:: What the exercise asks ::
Can you transcribe the data exactly? Leave the pictures out.

:: Recorded data ::
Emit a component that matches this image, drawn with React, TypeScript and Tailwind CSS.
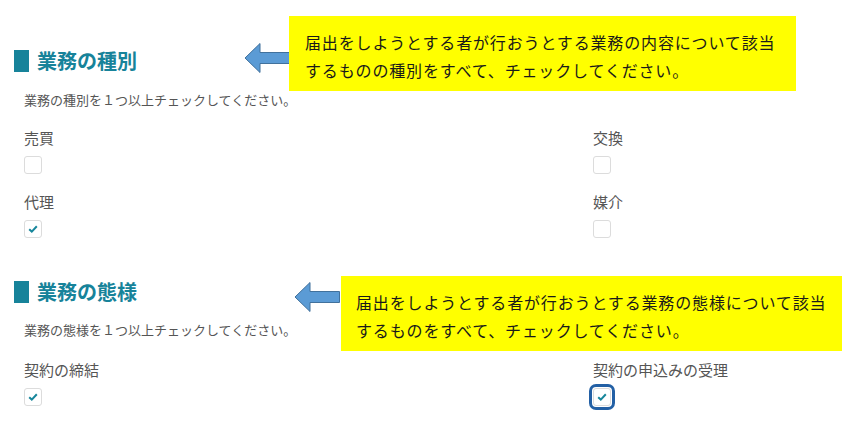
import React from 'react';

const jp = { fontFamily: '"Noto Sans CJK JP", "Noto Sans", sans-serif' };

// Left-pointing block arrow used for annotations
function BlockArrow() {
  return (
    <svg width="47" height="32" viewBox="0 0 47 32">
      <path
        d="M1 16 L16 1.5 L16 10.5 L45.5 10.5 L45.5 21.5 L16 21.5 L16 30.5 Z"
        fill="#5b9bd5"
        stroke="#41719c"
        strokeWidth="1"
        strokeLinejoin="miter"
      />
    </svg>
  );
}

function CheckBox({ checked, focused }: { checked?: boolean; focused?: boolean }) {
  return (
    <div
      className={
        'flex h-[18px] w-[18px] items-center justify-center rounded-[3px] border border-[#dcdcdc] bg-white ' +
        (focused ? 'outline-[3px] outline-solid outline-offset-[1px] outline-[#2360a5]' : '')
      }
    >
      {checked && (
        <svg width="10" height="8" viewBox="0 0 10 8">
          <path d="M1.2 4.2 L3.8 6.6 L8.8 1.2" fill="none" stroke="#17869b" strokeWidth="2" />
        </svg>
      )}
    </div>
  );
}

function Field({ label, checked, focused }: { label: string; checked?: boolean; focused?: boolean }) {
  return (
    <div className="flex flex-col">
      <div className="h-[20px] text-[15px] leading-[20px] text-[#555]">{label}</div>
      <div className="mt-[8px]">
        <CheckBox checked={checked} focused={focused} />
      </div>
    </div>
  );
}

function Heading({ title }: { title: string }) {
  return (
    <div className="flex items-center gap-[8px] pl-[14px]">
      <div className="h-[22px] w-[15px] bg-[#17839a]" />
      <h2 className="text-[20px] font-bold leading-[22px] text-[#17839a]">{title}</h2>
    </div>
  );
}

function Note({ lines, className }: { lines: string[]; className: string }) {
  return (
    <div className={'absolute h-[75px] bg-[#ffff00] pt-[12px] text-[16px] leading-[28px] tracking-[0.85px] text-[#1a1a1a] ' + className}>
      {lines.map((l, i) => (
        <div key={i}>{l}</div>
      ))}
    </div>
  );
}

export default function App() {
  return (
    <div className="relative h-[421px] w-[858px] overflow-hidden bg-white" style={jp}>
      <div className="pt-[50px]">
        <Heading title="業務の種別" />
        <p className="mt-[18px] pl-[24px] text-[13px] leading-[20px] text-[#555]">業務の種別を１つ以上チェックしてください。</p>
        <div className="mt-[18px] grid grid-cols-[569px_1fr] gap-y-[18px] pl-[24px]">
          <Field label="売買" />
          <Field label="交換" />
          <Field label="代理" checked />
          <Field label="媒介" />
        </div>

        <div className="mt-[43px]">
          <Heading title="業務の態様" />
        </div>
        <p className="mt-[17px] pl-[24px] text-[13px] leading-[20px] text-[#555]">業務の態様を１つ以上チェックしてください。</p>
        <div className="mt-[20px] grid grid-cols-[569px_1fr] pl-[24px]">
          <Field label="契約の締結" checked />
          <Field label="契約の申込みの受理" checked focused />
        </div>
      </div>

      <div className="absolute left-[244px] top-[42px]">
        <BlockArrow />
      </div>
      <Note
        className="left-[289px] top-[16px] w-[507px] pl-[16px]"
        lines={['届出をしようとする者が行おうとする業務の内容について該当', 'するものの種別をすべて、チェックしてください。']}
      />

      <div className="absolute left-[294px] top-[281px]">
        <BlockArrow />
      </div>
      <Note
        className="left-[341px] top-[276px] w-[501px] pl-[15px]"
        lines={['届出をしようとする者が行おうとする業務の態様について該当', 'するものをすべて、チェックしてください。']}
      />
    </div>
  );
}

:: Solution to the problem ::
Emit a component that matches this image, drawn with React, TypeScript and Tailwind CSS.
import React from 'react';

const jp = { fontFamily: '"Noto Sans CJK JP", "Noto Sans", sans-serif' };

// Left-pointing block arrow used for annotations
function BlockArrow() {
  return (
    <svg width="47" height="32" viewBox="0 0 47 32">
      <path
        d="M1 16 L16 1.5 L16 10.5 L45.5 10.5 L45.5 21.5 L16 21.5 L16 30.5 Z"
        fill="#5b9bd5"
        stroke="#41719c"
        strokeWidth="1"
        strokeLinejoin="miter"
      />
    </svg>
  );
}

function CheckBox({ checked, focused }: { checked?: boolean; focused?: boolean }) {
  return (
    <div
      className={
        'flex h-[18px] w-[18px] items-center justify-center rounded-[3px] border border-[#dcdcdc] bg-white ' +
        (focused ? 'outline-[3px] outline-solid outline-offset-[1px] outline-[#2360a5]' : '')
      }
    >
      {checked && (
        <svg width="10" height="8" viewBox="0 0 10 8">
          <path d="M1.2 4.2 L3.8 6.6 L8.8 1.2" fill="none" stroke="#17869b" strokeWidth="2" />
        </svg>
      )}
    </div>
  );
}

function Field({ label, checked, focused }: { label: string; checked?: boolean; focused?: boolean }) {
  return (
    <div className="flex flex-col">
      <div className="h-[20px] text-[15px] leading-[20px] text-[#555]">{label}</div>
      <div className="mt-[8px]">
        <CheckBox checked={checked} focused={focused} />
      </div>
    </div>
  );
}

function Heading({ title }: { title: string }) {
  return (
    <div className="flex items-center gap-[8px] pl-[14px]">
      <div className="h-[22px] w-[15px] bg-[#17839a]" />
      <h2 className="text-[20px] font-bold leading-[22px] text-[#17839a]">{title}</h2>
    </div>
  );
}

function Note({ lines, className }: { lines: string[]; className: string }) {
  return (
    <div className={'absolute h-[75px] bg-[#ffff00] pt-[12px] text-[16px] leading-[28px] tracking-[0.85px] text-[#1a1a1a] ' + className}>
      {lines.map((l, i) => (
        <div key={i}>{l}</div>
      ))}
    </div>
  );
}

export default function App() {
  return (
    <div className="relative h-[421px] w-[858px] overflow-hidden bg-white" style={jp}>
      <div className="pt-[50px]">
        <Heading title="業務の種別" />
        <p className="mt-[18px] pl-[24px] text-[13px] leading-[20px] text-[#555]">業務の種別を１つ以上チェックしてください。</p>
        <div className="mt-[18px] grid grid-cols-[569px_1fr] gap-y-[18px] pl-[24px]">
          <Field label="売買" />
          <Field label="交換" />
          <Field label="代理" checked />
          <Field label="媒介" />
        </div>

        <div className="mt-[43px]">
          <Heading title="業務の態様" />
        </div>
        <p className="mt-[17px] pl-[24px] text-[13px] leading-[20px] text-[#555]">業務の態様を１つ以上チェックしてください。</p>
        <div className="mt-[20px] grid grid-cols-[569px_1fr] pl-[24px]">
          <Field label="契約の締結" checked />
          <Field label="契約の申込みの受理" checked focused />
        </div>
      </div>

      <div className="absolute left-[244px] top-[42px]">
        <BlockArrow />
      </div>
      <Note
        className="left-[289px] top-[16px] w-[507px] pl-[16px]"
        lines={['届出をしようとする者が行おうとする業務の内容について該当', 'するものの種別をすべて、チェックしてください。']}
      />

      <div className="absolute left-[294px] top-[281px]">
        <BlockArrow />
      </div>
      <Note
        className="left-[341px] top-[276px] w-[501px] pl-[15px]"
        lines={['届出をしようとする者が行おうとする業務の態様について該当', 'するものをすべて、チェックしてください。']}
      />
    </div>
  );
}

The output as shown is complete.